Shavuot: Tongues and the Tower of Babel

Illustration by Elhanan ben-Avraham

The phenomenon of the utterance in tongues arose first at Mount Sinai at Shavuot, seven weeks after the exodus from Egypt. There the Ten Words (aseret hadavarim) were given by the Creator in a voice heard by the entire nation of Israel who, literally in the Hebrew, “they saw the voices and the torches of fire” (roim et ha kolat v’et  halapidim)- Exodus 10:18, the original Hebrew unveiling the mystery.
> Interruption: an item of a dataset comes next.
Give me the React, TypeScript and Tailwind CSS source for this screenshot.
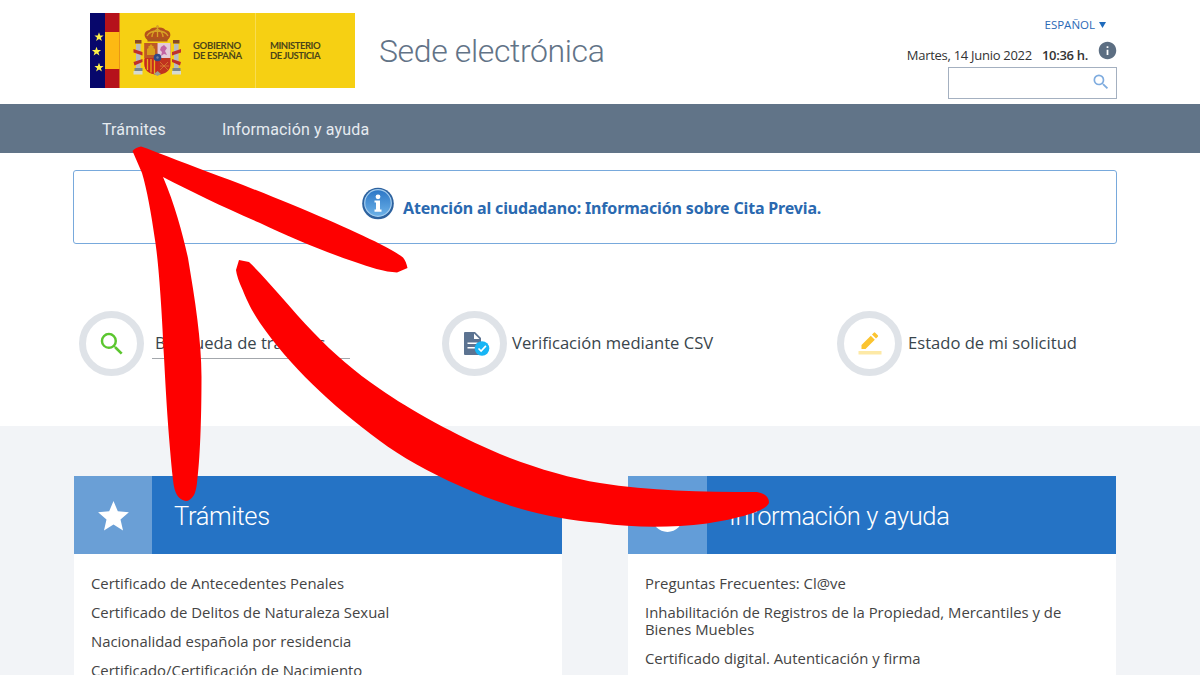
import React from "react";
import { MdSearch, MdStar, MdInfo } from "react-icons/md";

function Star({ x, y }: { x: number; y: number }) {
  return (
    <path
      transform={`translate(${x} ${y})`}
      fill="#fdf04a"
      d="M0-4.8 1.2-1.4 4.6-1.4 1.9.7 2.9 4 0 2-2.9 4-1.9.7-4.6-1.4-1.2-1.4Z"
    />
  );
}

function Emblem() {
  return (
    <svg className="block shrink-0" width="92" height="75" viewBox="0 0 92 75">
      <rect width="15" height="75" fill="#07076b" />
      <rect x="15" width="14.500" height="75" fill="#b5121b" />
      <rect x="15" y="19" width="14.500" height="37" fill="#fdb913" />
      <Star x={9} y={24} />
      <Star x={6.5} y={38.5} />
      <Star x={9} y={54.5} />
      <g>
        <rect x="46" y="31" width="4.600" height="24" fill="#b9bcc0" />
        <rect x="84" y="31" width="4.600" height="24" fill="#b9bcc0" />
        <path d="M45 27h6.500v3.500h-6.500ZM83 27h6.500v3.500h-6.500Z" fill="#8a4a24" />
        <path d="M44.500 55h8v3h-8ZM82.500 55h8v3h-8Z" fill="#77858c" />
        <path d="M43.500 58h9v3.500h-9ZM82 58h9v3.500h-9Z" fill="#d6dad0" />
        <path d="M43.500 36l9 3v3.500l-9-3ZM91 36l-9 3v3.500l9-3ZM43.500 49l9-3v3l-8 3.500ZM91 49l-9-3v3l8 3.500Z" fill="#c0302a" />
        <path d="M57.500 27c-5-4-3-9.500 2-10 2-2.500 5-2.500 8-2.500s6 0 8 2.500c5 .5 7 6 2 10Z" fill="#b5521c" />
        <path d="M57 23c2-4 5-5 10.500-5s8.500 1 10.500 5M62 24c0-4 2-6 5.500-8 3.500 2 5.500 4 5.500 8M67.500 12v12M66 13.500h3" fill="none" stroke="#d8a325" strokeWidth="1.300" />
        <rect x="57.500" y="25.500" width="20" height="3" fill="#a8561f" />
        <path d="M54.500 30h26v21c0 7-5 10-13 11-8-1-13-4-13-11Z" fill="#c0331f" />
        <path d="M54.500 30h13v15h-13Z" fill="#bd5a26" />
        <path d="M67.500 30h13v15h-13Z" fill="#e4cbd8" />
        <path d="M71 34l3-2 3 3-2 3 2 4-3-1-3 2 1-4-2-2Z" fill="#c264a4" />
        <path d="M57 42v-6l1.500-1v-2h1l1.500-2 1.500 2h1v2l1.500 1v6Z" fill="#d9a01c" />
        <path d="M54.500 46h13v15.500c-8-1-13-3-13-10.500Z" fill="#c8291f" />
        <path d="M57.500 46v11M61 46v13.500M64.500 46v15" stroke="#e9ad1c" strokeWidth="1.300" />
        <path d="M70 49l8 8M78 49l-8 8M70 53h9" stroke="#d98233" strokeWidth=".8" />
        <circle cx="67.500" cy="44.500" r="3.800" fill="#314a86" />
        <circle cx="67.500" cy="44.500" r="1.200" fill="#71809e" />
        <path d="M64 61l3.500-3 3.500 3-3.500 2Z" fill="#9c9f91" />
      </g>
    </svg>
  );
}

function Logo() {
  return (
    <div className="flex h-[75px] w-[265px] items-start bg-[#f6d013] font-['Lato','Open_Sans',sans-serif] text-[9.5px] font-bold leading-[10px] text-[#4b4518]">
      <Emblem />
      <div className="ml-[11px] w-[62px] whitespace-nowrap pt-[28px] tracking-[-0.3px]">
        GOBIERNO
        <br />
        DE ESPAÑA
      </div>
      <div className="h-full w-[100px] whitespace-nowrap border-l border-[#f9dc50] pl-[14px] pt-[28px] tracking-[-0.48px]">
        MINISTERIO
        <br />
        DE JUSTICIA
      </div>
    </div>
  );
}

function Header() {
  return (
    <header className="flex h-[104px] bg-white pl-[90px] pr-[83px]">
      <div className="pt-[13px]">
        <Logo />
      </div>
      <h1 className="ml-[24px] whitespace-nowrap pt-[31px] font-['Roboto'] text-[32px] font-light leading-[40px] tracking-[-0.38px] text-[#627387]">
        Sede electrónica
      </h1>
      <div className="ml-auto flex flex-col items-end font-['Open_Sans'] text-[#333]">
        <div className="mr-[11px] mt-[17px] flex h-4 items-center gap-1 text-[11.5px] text-[#2a69b5]">
          <span className="whitespace-nowrap">ESPAÑOL</span>
          <svg width="7" height="6" viewBox="0 0 7 6">
            <path d="M0 0h7L3.500 6Z" fill="#1f6bbd" />
          </svg>
        </div>
        <div className="mt-[7px] flex h-[20px] whitespace-nowrap text-[13px]">
          <span className="pt-[5px] leading-[20px] tracking-[-0.28px]">Martes, 14 Junio 2022</span>
          <b className="ml-[10px] pt-[5px] font-semibold leading-[20px] tracking-[-0.3px]">10:36 h.</b>
          <MdInfo className="ml-[9px] -mr-[1px] size-[21px] text-[#5c6e82]" />
        </div>
        <div className="mt-[7px] flex h-[32px] w-[169px] items-center justify-end border border-[#a4b0c0] pr-[5px]">
          <MdSearch className="-mt-[2px] size-[20px] text-[#7facdf]" />
        </div>
      </div>
    </header>
  );
}

function InfoBadge() {
  return (
    <svg className="mr-[9px] -mt-[8px]" width="32" height="33" viewBox="0 0 32 33">
      <defs>
        <linearGradient id="badge" x1="0" y1="0" x2="0" y2="1">
          <stop offset="0" stopColor="#2b76c6" />
          <stop offset="1" stopColor="#6db2e8" />
        </linearGradient>
      </defs>
      <circle cx="16" cy="16.500" r="15.800" fill="#2d629f" />
      <circle cx="16" cy="16" r="13.300" fill="url(#badge)" stroke="#a4cdef" strokeWidth="1.200" />
      <circle cx="16" cy="9.800" r="2.400" fill="#fff" />
      <path d="M12.500 13.500h5.500v9h1.500v2.200h-7v-2.200H14v-7h-1.500Z" fill="#fff" />
    </svg>
  );
}

function Ring({ children }: { children: React.ReactNode }) {
  return (
    <div className="flex size-[65px] shrink-0 items-center justify-center rounded-full border-[7px] border-[#dfe3e8] bg-white">
      {children}
    </div>
  );
}

function Shortcuts() {
  return (
    <section className="mt-[67px] flex h-[65px] items-center whitespace-nowrap pl-[79px] font-['Open_Sans'] text-[16.6px] text-[#39454c]">
      <div className="flex w-[363px] items-center">
        <Ring>
          <MdSearch className="size-[30px] text-[#5bc62f]" />
        </Ring>
        <span className="ml-[8px] h-[30px] w-[198px] border-b border-[#a3a7ac] pl-[3px] leading-[27px]">Búsqueda de trámites</span>
      </div>
      <div className="flex w-[395px] items-center">
        <Ring>
          <svg className="ml-[3px]" width="27" height="26" viewBox="0 0 27 26">
            <path d="M2 1h10l6 6v17H2a1 1 0 0 1-1-1V2a1 1 0 0 1 1-1Z" fill="#5c7391" />
            <path d="M11 2.500V8h5.500Z" fill="#fff" />
            <path d="M4.500 12.300h10M4.500 16.800h8" stroke="#fff" strokeWidth="1.600" />
            <circle cx="19" cy="17.500" r="7.300" fill="#17b5f5" />
            <path d="m15.500 17.500 2.600 2.600 4.800-5.200" fill="none" stroke="#fff" strokeWidth="1.600" />
          </svg>
        </Ring>
        <span className="-mt-px ml-[5px]">Verificación mediante CSV</span>
      </div>
      <div className="flex items-center">
        <Ring>
          <svg className="ml-px" width="26" height="26" viewBox="0 0 26 26">
            <path d="M4.500 14 13.800 4.700l4 4L8.500 18H4.500ZM15 3.500l1.800-1.800a1 1 0 0 1 1.400 0L20.800 4.300a1 1 0 0 1 0 1.400l-1.800 1.800Z" fill="#fbc430" />
            <rect x="1.500" y="20" width="23" height="3.500" fill="#fde9a6" />
          </svg>
        </Ring>
        <span className="-mt-px ml-[6px]">Estado de mi solicitud</span>
      </div>
    </section>
  );
}

function Panel({ title, icon, items, width, iconBg }: { title: string; icon: React.ReactNode; items: string[]; width: string; iconBg: string }) {
  return (
    <div className="h-full w-[488px] bg-white">
      <div className="flex h-[78px] items-stretch bg-[#2573c5]">
        <div className={`flex shrink-0 items-center justify-center ${width} ${iconBg}`}>{icon}</div>
        <h2 className="whitespace-nowrap pl-[22px] font-['Roboto'] text-[25.5px] font-light leading-[81px] tracking-[-0.38px] text-white">{title}</h2>
      </div>
      <ul className="flex flex-col gap-[12px] pt-[21px] pl-[17px] pr-[40px] font-['Open_Sans'] text-[14.88px] leading-[17px] text-[#444]">
        {items.map((item) => (
          <li key={item}>{item}</li>
        ))}
      </ul>
    </div>
  );
}

function Arrow() {
  return (
    <svg className="pointer-events-none absolute left-0 top-0" width="1200" height="675" viewBox="0 0 1200 675" fill="#fe0000">
      <path d="M132.500 151Q135 147.500 141 146.500L147 148.500C174 159 200 169 230 180C290 203 350 229 380 244Q396 252 403 257.500Q406 261 407.500 268L397 272.500Q388 272 376.500 269C340 258 295 240 260 223C225 208 190 191 163 177C175 205 183 235 188 258C195 300 201.500 340 201.500 377C201.500 420 200 460 197 483Q196 491 194 495Q190 501 186 501Q180 500 177 495Q174 490 173 480C168 430 166 395 164 357C162 315 159 265 155 240C151 212 147 190 142 173Z" />
      <path d="M239 260L249 262C268 280 290 308 313 332C333 353 355 372 380 389C410 410 455 435 500 454C535 468 570 478 600 483C650 491 700 492 757 492Q769 494 769 503C765 512 735 519 707 523.500C670 528 635 528 600 523C550 519 505 507 460 486C430 473 400 456 380 441C330 404 290 366 260 323C250 308 246 298 242.700 290Q237 278 236 270Z" />
    </svg>
  );
}

export default function App() {
  return (
    <div className="relative h-[675px] w-[1200px] overflow-hidden bg-white">
      <Header />
      <nav className="flex h-[49px] bg-[#617488] pl-[102px] font-['Roboto'] text-[16px] leading-[51px] tracking-[0.15px] text-[#e6ebf0]">
        <a className="w-[120px]">Trámites</a>
        <a className="whitespace-nowrap">Información y ayuda</a>
      </nav>
      <div className="ml-[73px] mt-[17px] flex h-[74px] w-[1044px] items-center rounded-[3px] border border-[#78a9dc] pl-[288px]">
        <InfoBadge />
        <span className="whitespace-nowrap pt-[2px] font-['Noto_Sans'] text-[16px] font-bold tracking-[-0.17px] text-[#2a69b0]">
          Atención al ciudadano: Información sobre Cita Previa.
        </span>
      </div>
      <Shortcuts />
      <main className="mt-[50px] flex h-[249px] items-start gap-[66px] bg-[#f2f4f7] pl-[74px] pt-[50px]">
        <Panel
          title="Trámites"
          width="w-[78px]"
          iconBg="bg-[#6a9fd6]"
          icon={<MdStar className="mt-[3px] size-[37px] text-white" />}
          items={[
            "Certificado de Antecedentes Penales",
            "Certificado de Delitos de Naturaleza Sexual",
            "Nacionalidad española por residencia",
            "Certificado/Certificación de Nacimiento",
          ]}
        />
        <Panel
          title="Información y ayuda"
          width="w-[79px]"
          iconBg="bg-[#639dd8]"
          icon={<MdInfo className="mt-[2px] size-[37px] text-white" />}
          items={[
            "Preguntas Frecuentes: Cl@ve",
            "Inhabilitación de Registros de la Propiedad, Mercantiles y de Bienes Muebles",
            "Certificado digital. Autenticación y firma",
          ]}
        />
      </main>
      <Arrow />
    </div>
  );
}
According to Jewish interpretation, the Ten Commandments were given there in all the languages of humanity, only later to be written in translation.
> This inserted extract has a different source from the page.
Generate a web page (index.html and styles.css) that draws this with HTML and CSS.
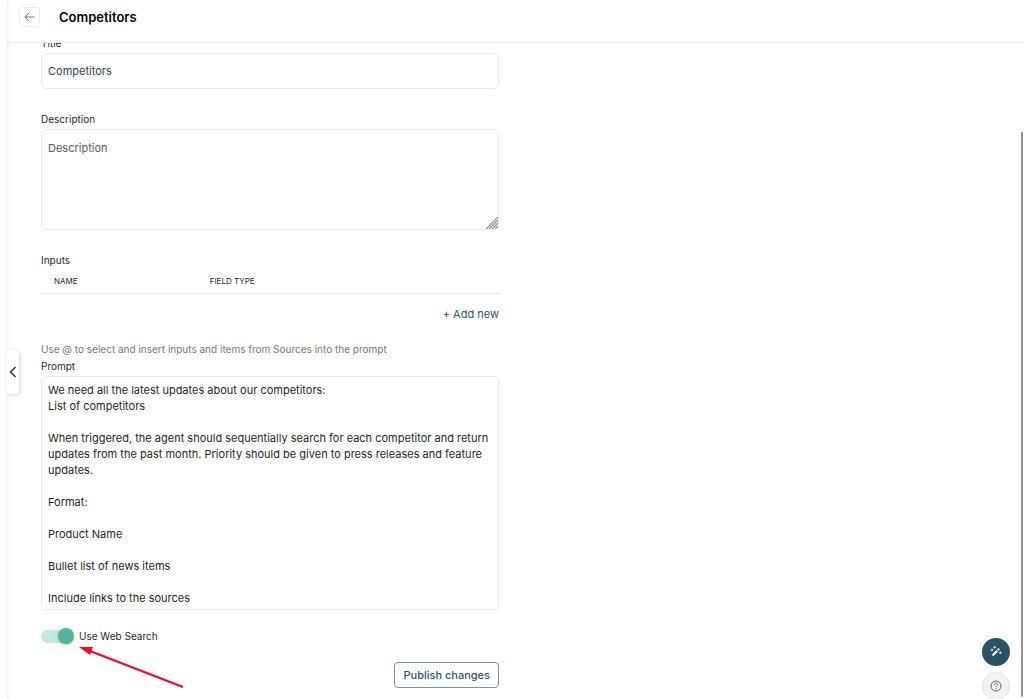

In Jerusalem in the 1st century AD, more than a millennium later, the disciples of Yeshua waited until Shavuot (Pentecost), at which time the Messiah had told then they would receive “power from on high” (Acts1:4-8). When that biblical festival celebrating the giving of the Torah (hag matan Torah) arrived, the Spirit of YHVH came upon them as “tongues of fire” and they spoke in “tongues”, or unknown languages, reflecting that phenomenon at Mount Sinai. The word language is based on the Latin word for tongue- lang. But those languages were indeed known to many of the pilgrims who came up to Jerusalem to celebrate the festival.  People from non-Hebrew-speaking nations heard them speaking in their own languages: ‘Now there were staying in Jerusalem God-fearing Jews from every nation under heaven. When they heard this sound, a crowd came together in bewilderment, because each one heard their own language being spoken. Utterly amazed, they asked: “Aren’t all these who are speaking Galileans? Then how is it that each of us hears them in our native language? Parthians, Medes and Elamites, residents of Mesopotamia, Judea and Cappadocia, Pontus and Asia, Phrygia and Pamphylia, Egypt and the parts of Libya near Cyrene, visitors from Rome  (both Jews and converts to Judaism), Cretans and Arabs—we hear them declaring the wonders of God in our own tongues!”’ – (Acts  2).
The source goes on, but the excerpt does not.